I love environmental portraits and still lifes, but lately I’ve been drawn to ideas of protection and refusal. I use so much of my life in this work. Family history, intimacy. So, I like the idea of not showing full figures in the formal photos. The back of the head, for instance. I call it the “queerification of the back of the head.” Photographers like Al Pérez and Cathie Opie do this too. It’s such a vulnerable spot. There’s something about being a welcomed intruder, about entering a moment you weren’t supposed to witness, but are allowed to be in. That gaze, not being reciprocated, builds tension. It’s also safer to eroticize someone you don’t fully see. There’s less confrontation. It creates space for fantasy.


ML: You’ve been up to a lot this last year! You graduated from Yale Spring of 2024, and have since held residency at Sharpe Walentas, Center for Photography in Woodstock, and Fire Island Artist Residency. What was your process for applying? Did you target these residencies specifically, or apply widely?


AOM: Honestly? I went all in. I applied to so many residencies back before I went to Grad School and didn’t get in. I was frustrated, but I understand now that the work just wasn’t there yet. Grad school helped shape it, so I applied widely. I have complicated feelings about Yale Photo, but I have to give them their flowers. I wouldn’t be the artist I am without that program.
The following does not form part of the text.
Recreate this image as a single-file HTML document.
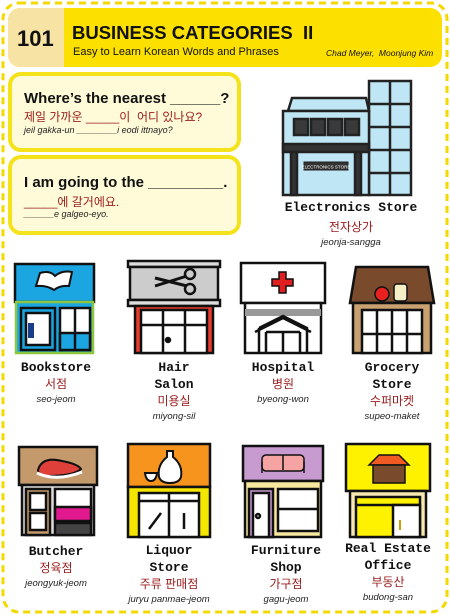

What I’ve learned is: don’t apply to residencies just to apply. It’s a waste of everyone’s time if the fit isn’t right. It’s important to be intentional. Apply where the environment and resources match the work you want to make.


It was a whirlwind—thesis in April, graduation in May, packed up the studio in June, then Fire Island in July. I was home for ten days, did our NYC thesis show, then Woodstock in August, and then Sharp Walentas. It was wild. But it felt right. Like, in some universe, I was always meant to do this.